*DESCRIPTION OF THE TASK*. Write out the opening lines of the data word for word, up to and including the line with "import React from", and leave every picture and every later line out.
** Begin PROVIDED MATERIAL **
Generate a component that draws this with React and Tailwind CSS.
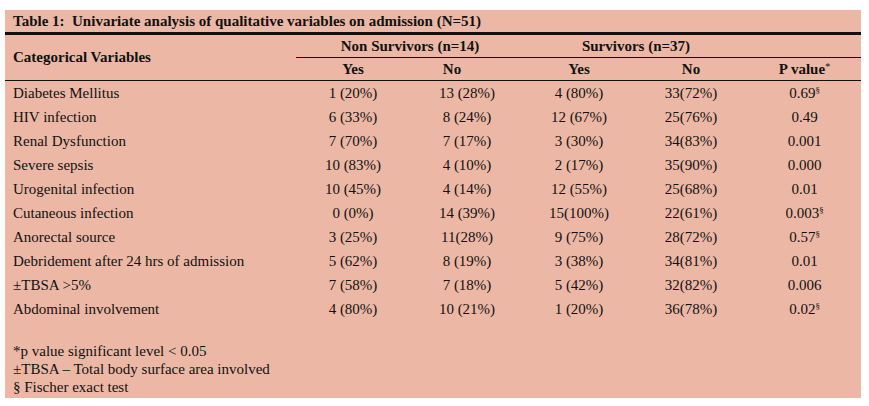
import React from "react";

const rows = [
  ["Diabetes Mellitus", "1 (20%)", "13 (28%)", "4 (80%)", "33(72%)", "0.69", true],
  ["HIV infection", "6 (33%)", "8 (24%)", "12 (67%)", "25(76%)", "0.49", false],
  ["Renal Dysfunction", "7 (70%)", "7 (17%)", "3 (30%)", "34(83%)", "0.001", false],
  ["Severe sepsis", "10 (83%)", "4 (10%)", "2 (17%)", "35(90%)", "0.000", false],
  ["Urogenital infection", "10 (45%)", "4 (14%)", "12 (55%)", "25(68%)", "0.01", false],
  ["Cutaneous infection", "0 (0%)", "14 (39%)", "15(100%)", "22(61%)", "0.003", true],
  ["Anorectal source", "3 (25%)", "11(28%)", "9 (75%)", "28(72%)", "0.57", true],
  ["Debridement after 24 hrs of admission", "5 (62%)", "8 (19%)", "3 (38%)", "34(81%)", "0.01", false],
  ["\u00b1TBSA >5%", "7 (58%)", "7 (18%)", "5 (42%)", "32(82%)", "0.006", false],
  ["Abdominal involvement", "4 (80%)", "10 (21%)", "1 (20%)", "36(78%)", "0.02", true],
];

const cols = "grid grid-cols-[291px_114px_114px_110px_114px_113px]";

export default function App() {
  return (
    <div className="pt-[10px] pl-[5px] bg-white min-h-[406px]">
      <div className="w-[856px] bg-[#ecb8a5] text-[#111] font-['Liberation_Serif',serif] text-[15px]">
        <div className="h-[22px] pl-[8px] font-bold leading-[22px] whitespace-pre">
          {"Table 1:  Univariate analysis of qualitative variables on admission (N=51)"}
        </div>
        <div className="h-[3px] bg-[#111]" />
        <div className={cols + " border-b border-[#111]"}>
          <div className="row-span-2 flex items-center pl-[8px] font-bold">Categorical Variables</div>
          <div className="col-span-2 h-[23px] border-b border-[#111] flex items-center justify-center font-bold">
            Non Survivors (n=14)
          </div>
          <div className="col-span-2 h-[23px] border-b border-[#111] flex items-center justify-center font-bold">
            Survivors (n=37)
          </div>
          <div className="h-[23px] border-b border-[#111]" />
          <div className="h-[22px] flex items-center justify-center font-bold">Yes</div>
          <div className="h-[22px] flex items-center justify-center font-bold pr-[30px]">No</div>
          <div className="h-[22px] flex items-center justify-center font-bold">Yes</div>
          <div className="h-[22px] flex items-center justify-center font-bold">No</div>
          <div className="h-[22px] flex items-center justify-center font-bold">
            P value<span className="text-[10px] relative top-[-3px] font-normal">*</span>
          </div>
        </div>
        <div className="flex flex-col">
          {rows.map((r) => (
            <div key={r[0]} className={cols + " h-[24px] items-center"}>
              <div className="pl-[8px] whitespace-pre">{r[0]}</div>
              <div className="text-center">{r[1]}</div>
              <div className="text-center">{r[2]}</div>
              <div className="text-center">{r[3]}</div>
              <div className="text-center">{r[4]}</div>
              <div className="text-center">
                {r[5]}
                {r[6] && <span className="text-[9px] top-[-5px] relative">§</span>}
              </div>
            </div>
          ))}
        </div>
        <div className="pt-[21px] pb-[2px] pl-[8px] leading-[18px]">
          <div>*p value significant level &lt; 0.05</div>
          <div>±TBSA – Total body surface area involved</div>
          <div>§ Fischer exact test</div>
        </div>
      </div>
    </div>
  );
}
** End PROVIDED MATERIAL **
*WORKED ANSWER*.
Generate a component that draws this with React and Tailwind CSS.
import React from "react";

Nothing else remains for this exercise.